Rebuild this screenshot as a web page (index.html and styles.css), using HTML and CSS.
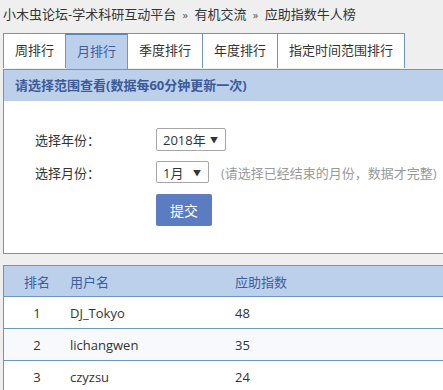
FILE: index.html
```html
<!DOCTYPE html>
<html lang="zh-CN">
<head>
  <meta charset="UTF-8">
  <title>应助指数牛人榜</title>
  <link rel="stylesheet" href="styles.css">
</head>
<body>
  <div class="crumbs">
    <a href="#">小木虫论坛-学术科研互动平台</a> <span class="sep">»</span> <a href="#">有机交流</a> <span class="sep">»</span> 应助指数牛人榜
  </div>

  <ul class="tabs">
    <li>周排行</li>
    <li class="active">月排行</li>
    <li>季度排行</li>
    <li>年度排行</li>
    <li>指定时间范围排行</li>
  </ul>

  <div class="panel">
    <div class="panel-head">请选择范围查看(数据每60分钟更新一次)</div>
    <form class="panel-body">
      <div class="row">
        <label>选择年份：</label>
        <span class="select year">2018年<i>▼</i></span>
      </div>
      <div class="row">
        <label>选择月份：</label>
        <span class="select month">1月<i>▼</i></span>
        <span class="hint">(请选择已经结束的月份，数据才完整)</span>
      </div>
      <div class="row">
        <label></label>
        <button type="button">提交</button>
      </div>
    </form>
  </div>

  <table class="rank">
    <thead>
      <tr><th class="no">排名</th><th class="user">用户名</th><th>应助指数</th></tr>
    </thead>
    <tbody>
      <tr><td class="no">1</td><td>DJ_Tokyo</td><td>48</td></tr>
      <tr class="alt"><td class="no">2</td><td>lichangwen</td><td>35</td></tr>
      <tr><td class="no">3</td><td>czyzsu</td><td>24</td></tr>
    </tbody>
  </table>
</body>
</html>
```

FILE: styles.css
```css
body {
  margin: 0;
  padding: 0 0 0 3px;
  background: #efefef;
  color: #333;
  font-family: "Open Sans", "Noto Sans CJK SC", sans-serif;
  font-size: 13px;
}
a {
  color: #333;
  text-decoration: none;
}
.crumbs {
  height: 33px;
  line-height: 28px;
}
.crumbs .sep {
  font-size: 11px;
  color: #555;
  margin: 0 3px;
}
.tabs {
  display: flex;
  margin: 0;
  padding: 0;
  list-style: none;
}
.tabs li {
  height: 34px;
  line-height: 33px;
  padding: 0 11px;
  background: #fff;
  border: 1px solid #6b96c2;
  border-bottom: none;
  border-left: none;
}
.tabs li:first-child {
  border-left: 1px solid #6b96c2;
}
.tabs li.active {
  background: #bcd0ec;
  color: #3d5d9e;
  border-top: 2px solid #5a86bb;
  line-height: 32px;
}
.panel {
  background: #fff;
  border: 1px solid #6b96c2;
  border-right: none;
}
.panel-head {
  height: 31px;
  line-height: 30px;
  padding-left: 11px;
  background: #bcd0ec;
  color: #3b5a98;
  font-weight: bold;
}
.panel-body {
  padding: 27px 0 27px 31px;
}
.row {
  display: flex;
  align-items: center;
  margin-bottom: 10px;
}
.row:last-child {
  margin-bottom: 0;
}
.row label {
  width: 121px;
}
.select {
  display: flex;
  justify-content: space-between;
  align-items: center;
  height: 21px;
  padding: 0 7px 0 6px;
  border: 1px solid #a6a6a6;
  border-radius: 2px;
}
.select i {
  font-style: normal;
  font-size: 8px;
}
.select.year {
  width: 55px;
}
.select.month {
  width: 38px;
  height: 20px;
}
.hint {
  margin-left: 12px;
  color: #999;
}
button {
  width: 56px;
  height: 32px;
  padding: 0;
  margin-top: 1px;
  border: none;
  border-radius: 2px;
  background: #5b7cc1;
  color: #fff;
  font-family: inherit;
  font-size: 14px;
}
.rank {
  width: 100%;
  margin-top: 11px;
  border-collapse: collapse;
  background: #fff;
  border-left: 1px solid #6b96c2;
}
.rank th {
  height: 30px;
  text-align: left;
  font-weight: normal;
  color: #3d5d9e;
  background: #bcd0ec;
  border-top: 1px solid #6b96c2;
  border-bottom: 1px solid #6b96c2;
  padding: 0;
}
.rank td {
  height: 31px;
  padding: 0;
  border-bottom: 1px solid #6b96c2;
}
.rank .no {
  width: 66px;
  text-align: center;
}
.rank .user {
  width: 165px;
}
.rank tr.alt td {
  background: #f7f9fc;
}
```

BRIEF: Restate the whole listing above exactly, please, omitting every image.

FULL ANSWER:
Rebuild this screenshot as a web page (index.html and styles.css), using HTML and CSS.
FILE: index.html
```html
<!DOCTYPE html>
<html lang="zh-CN">
<head>
  <meta charset="UTF-8">
  <title>应助指数牛人榜</title>
  <link rel="stylesheet" href="styles.css">
</head>
<body>
  <div class="crumbs">
    <a href="#">小木虫论坛-学术科研互动平台</a> <span class="sep">»</span> <a href="#">有机交流</a> <span class="sep">»</span> 应助指数牛人榜
  </div>

  <ul class="tabs">
    <li>周排行</li>
    <li class="active">月排行</li>
    <li>季度排行</li>
    <li>年度排行</li>
    <li>指定时间范围排行</li>
  </ul>

  <div class="panel">
    <div class="panel-head">请选择范围查看(数据每60分钟更新一次)</div>
    <form class="panel-body">
      <div class="row">
        <label>选择年份：</label>
        <span class="select year">2018年<i>▼</i></span>
      </div>
      <div class="row">
        <label>选择月份：</label>
        <span class="select month">1月<i>▼</i></span>
        <span class="hint">(请选择已经结束的月份，数据才完整)</span>
      </div>
      <div class="row">
        <label></label>
        <button type="button">提交</button>
      </div>
    </form>
  </div>

  <table class="rank">
    <thead>
      <tr><th class="no">排名</th><th class="user">用户名</th><th>应助指数</th></tr>
    </thead>
    <tbody>
      <tr><td class="no">1</td><td>DJ_Tokyo</td><td>48</td></tr>
      <tr class="alt"><td class="no">2</td><td>lichangwen</td><td>35</td></tr>
      <tr><td class="no">3</td><td>czyzsu</td><td>24</td></tr>
    </tbody>
  </table>
</body>
</html>
```

FILE: styles.css
```css
body {
  margin: 0;
  padding: 0 0 0 3px;
  background: #efefef;
  color: #333;
  font-family: "Open Sans", "Noto Sans CJK SC", sans-serif;
  font-size: 13px;
}
a {
  color: #333;
  text-decoration: none;
}
.crumbs {
  height: 33px;
  line-height: 28px;
}
.crumbs .sep {
  font-size: 11px;
  color: #555;
  margin: 0 3px;
}
.tabs {
  display: flex;
  margin: 0;
  padding: 0;
  list-style: none;
}
.tabs li {
  height: 34px;
  line-height: 33px;
  padding: 0 11px;
  background: #fff;
  border: 1px solid #6b96c2;
  border-bottom: none;
  border-left: none;
}
.tabs li:first-child {
  border-left: 1px solid #6b96c2;
}
.tabs li.active {
  background: #bcd0ec;
  color: #3d5d9e;
  border-top: 2px solid #5a86bb;
  line-height: 32px;
}
.panel {
  background: #fff;
  border: 1px solid #6b96c2;
  border-right: none;
}
.panel-head {
  height: 31px;
  line-height: 30px;
  padding-left: 11px;
  background: #bcd0ec;
  color: #3b5a98;
  font-weight: bold;
}
.panel-body {
  padding: 27px 0 27px 31px;
}
.row {
  display: flex;
  align-items: center;
  margin-bottom: 10px;
}
.row:last-child {
  margin-bottom: 0;
}
.row label {
  width: 121px;
}
.select {
  display: flex;
  justify-content: space-between;
  align-items: center;
  height: 21px;
  padding: 0 7px 0 6px;
  border: 1px solid #a6a6a6;
  border-radius: 2px;
}
.select i {
  font-style: normal;
  font-size: 8px;
}
.select.year {
  width: 55px;
}
.select.month {
  width: 38px;
  height: 20px;
}
.hint {
  margin-left: 12px;
  color: #999;
}
button {
  width: 56px;
  height: 32px;
  padding: 0;
  margin-top: 1px;
  border: none;
  border-radius: 2px;
  background: #5b7cc1;
  color: #fff;
  font-family: inherit;
  font-size: 14px;
}
.rank {
  width: 100%;
  margin-top: 11px;
  border-collapse: collapse;
  background: #fff;
  border-left: 1px solid #6b96c2;
}
.rank th {
  height: 30px;
  text-align: left;
  font-weight: normal;
  color: #3d5d9e;
  background: #bcd0ec;
  border-top: 1px solid #6b96c2;
  border-bottom: 1px solid #6b96c2;
  padding: 0;
}
.rank td {
  height: 31px;
  padding: 0;
  border-bottom: 1px solid #6b96c2;
}
.rank .no {
  width: 66px;
  text-align: center;
}
.rank .user {
  width: 165px;
}
.rank tr.alt td {
  background: #f7f9fc;
}
```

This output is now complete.